Even as the words were on his lips, a voice came from heaven, “This is what is decreed for you, King Nebuchadnezzar: Your royal authority has been taken from you. You will be driven away from people and will live with the wild animals; you will eat grass like the ox. Seven times will pass by for you until you acknowledge that the Most High is sovereign over all kingdoms on earth and gives them to anyone he wishes.”

Immediately what had been said about Nebuchadnezzar was fulfilled. He was driven away from people and ate grass like the ox. His body was drenched with the dew of heaven until his hair grew like the feathers of an eagle and his nails like the claws of a bird.

At the end of that time, I, Nebuchadnezzar, raised my eyes toward heaven, and my sanity was restored. Then I praised the Most High; I honored and glorified him who lives forever.

His dominion is an eternal dominion;
    his kingdom endures from generation to generation.
All the peoples of the earth
    are regarded as nothing.
He does as he pleases
    with the powers of heaven
    and the peoples of the earth.
No one can hold back his hand
    or say to him: “What have you done?”

At the same time that my sanity was restored, my honor and splendor were returned to me for the glory of my kingdom. My advisers and nobles sought me out, and I was restored to my throne and became even greater than before. Now I, Nebuchadnezzar, praise and exalt and glorify the King of heaven, because everything he does is right and all his ways are just. And those who walk in pride he is able to humble.

Daniel 4:28-37


From the Gospels

After the two days he left for Galilee. (Now Jesus himself had pointed out that a prophet has no honor in his own country.) When he arrived in Galilee, the Galileans welcomed him. They had seen all that he had done in Jerusalem at the Passover Festival, for they also had been there.

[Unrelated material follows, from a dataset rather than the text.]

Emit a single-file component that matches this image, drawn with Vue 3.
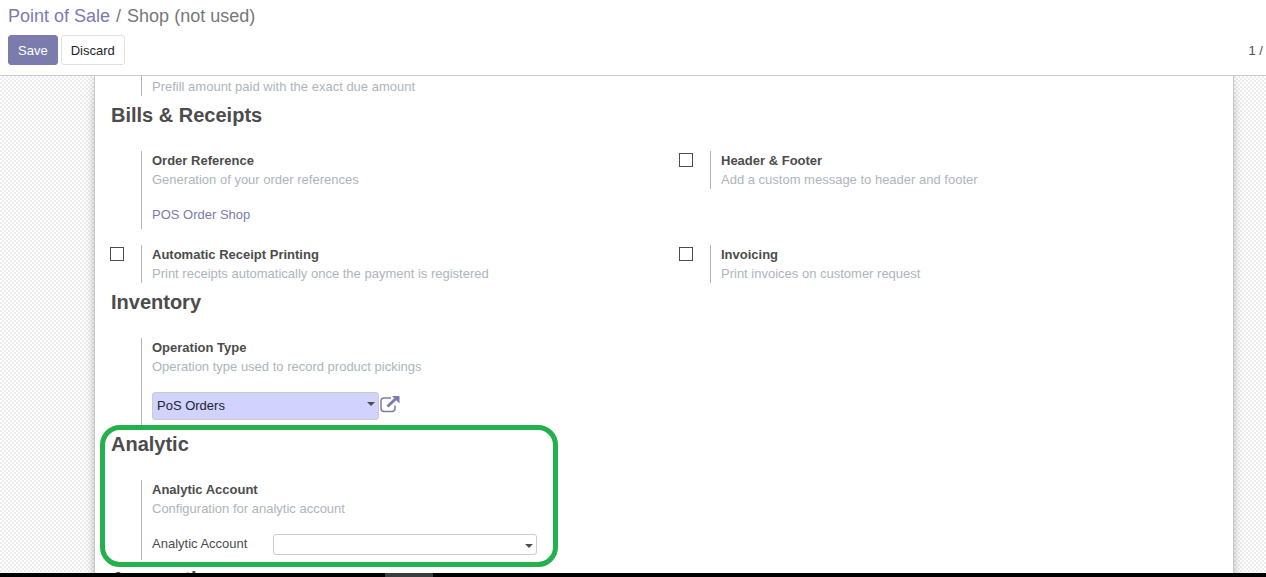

Once more he visited Cana in Galilee, where he had turned the water into wine. And there was a certain royal official whose son lay sick at Capernaum. When this man heard that Jesus had arrived in Galilee from Judea, he went to him and begged him to come and heal his son, who was close to death.

“Unless you people see signs and wonders,” Jesus told him, “you will never believe.”

The royal official said, “Sir, come down before my child dies.”

“Go,” Jesus replied, “your son will live.”

The man took Jesus at his word and departed. While he was still on the way, his servants met him with the news that his boy was living. When he inquired as to the time when his son got better, they said to him, “Yesterday, at one in the afternoon, the fever left him.”

Then the father realized that this was the exact time at which Jesus had said to him, “Your son will live.” So he and his whole household believed.

This was the second sign Jesus performed after coming from Judea to Galilee.

John 4:43-54


From the Epistles

I hope in the Lord Jesus to send Timothy to you soon, that I also may be cheered when I receive news about you. I have no one else like him, who will show genuine concern for your welfare. For everyone looks out for their own interests, not those of Jesus Christ. But you know that Timothy has proved himself, because as a son with his father he has served with me in the work of the gospel. I hope, therefore, to send him as soon as I see how things go with me. And I am confident in the Lord that I myself will come soon.

But I think it is necessary to send back to you Epaphroditus, my brother, co-worker and fellow soldier, who is also your messenger, whom you sent to take care of my needs. For he longs for all of you and is distressed because you heard he was ill. Indeed he was ill, and almost died. But God had mercy on him, and not on him only but also on me, to spare me sorrow upon sorrow. Therefore I am all the more eager to send him, so that when you see him again you may be glad and I may have less anxiety. So then, welcome him in the Lord with great joy, and honor people like him, because he almost died for the work of Christ. He risked his life to make up for the help you yourselves could not give me.